In reality, none of that holds. Bugs in production are distributed. They arise from interactions between systems, not violations inside them. They are asymmetric. Small signals, large causes. And they rarely introduce themselves with clarity.

Our data taught Chronos what a resolution looked like. It never taught it how to search for one.


Dogfooding Became the Only Reliable Benchmark

After the session bug, we turned Chronos loose on our own pipelines. Every flaky test. Every deployment error. Every CI fail labeled “investigating.” Chronos got a copy. Not to fix, but to watch, propose, and fail.

We logged everything: what did it retrieve? What did it ignore? Did it reuse a bad strategy? Did it contradict its previous suggestion?

We expected failure. But something changed.

Chronos started skipping filename matches and reading control flow. It used shorter prompts but included deeper commits. It abandoned fixes faster when test failures returned. It began citing documentation it once ignored.

What emerged wasn’t a new patching strategy. It was a behavioral shift. Chronos wasn’t just producing fixes. It was reacting to failure.


What Feedback Loops Changed That Fine-Tuning Couldn’t

We introduced internal replay logs and a validation loop. For every Chronos-generated patch, the system received:

  • The raw test outcome

  • Any reviewer comments

  • The diff that eventually passed

  • The full trace of changes applied across the repo

Within weeks:

  • It stopped re-suggesting rejected fixes

  • It began tagging patches with fallback confidence

  • It adjusted its message tone to reflect prior reviewer language

  • It started offering rollback suggestions and postmortem notes

  • It even deleted unused test scaffolding after multiple fix cycles

None of this came from instruction. It came from accumulated failure.


When Benchmarks Stopped Mattering

Chronos never did particularly well on static benchmarks like SWE-bench, HumanEval, or CodeContests. It was passable. But not dominant. And that became the point.

These benchmarks reward precision and completion. Chronos had been conditioned on adaptation and recovery. Standard tasks expect a correct answer in one pass. Real debugging demands evidence, revision, and patience.

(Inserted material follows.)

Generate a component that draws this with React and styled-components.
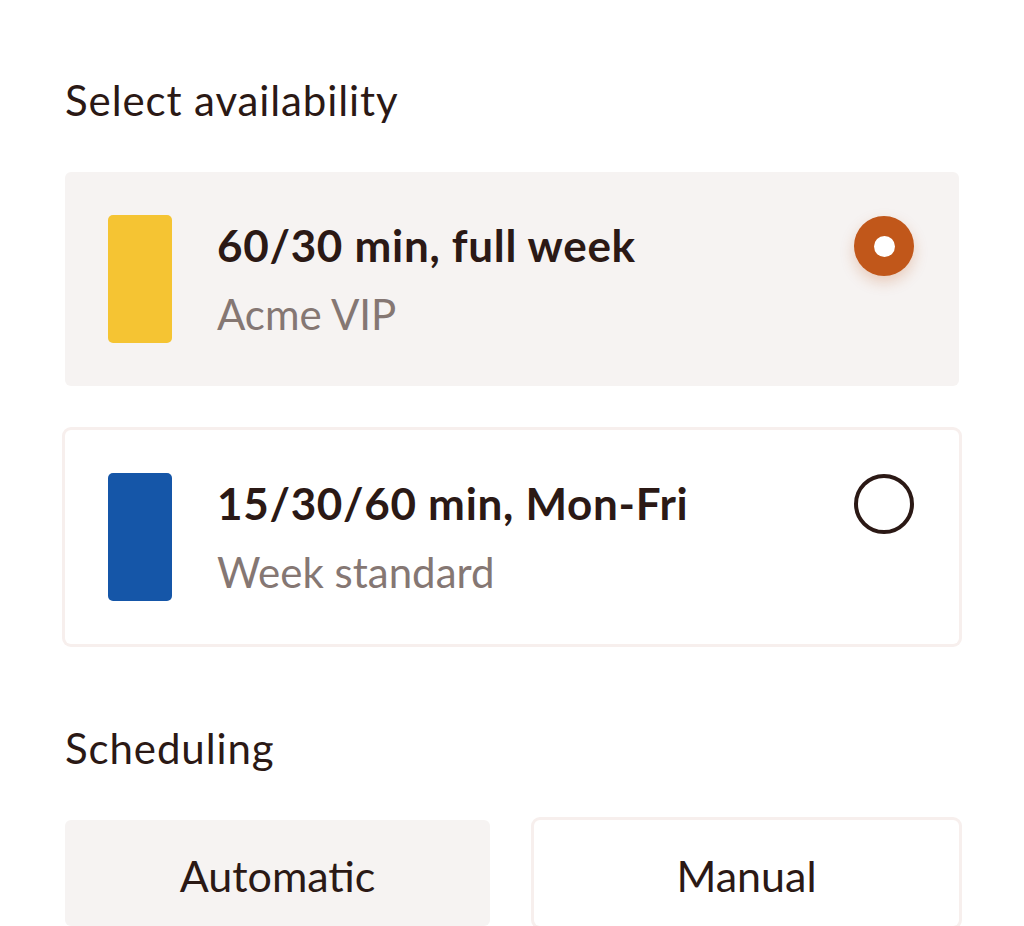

We stopped optimizing for accuracy scores. We started measuring:

  • Patch success after multiple iterations

  • Reuse of prior failure memory

  • Total regression rate across PRs

  • Developer trust and merge latency

This wasn’t just evaluation. It was operational grounding.


Debugging Changed Chronos. It Changed Us Too.

As Chronos evolved, we adjusted our expectations. We no longer asked for a perfect fix. We asked whether it understood the shape of the failure. We watched how it reasoned, not just what it generated. We looked at its path to recovery, not its first attempt.

Chronos didn’t become a debugger by ingesting the right answers. It became one by making mistakes in the right places, with memory, with feedback, with consequences.

No dataset taught it that. Only reality did.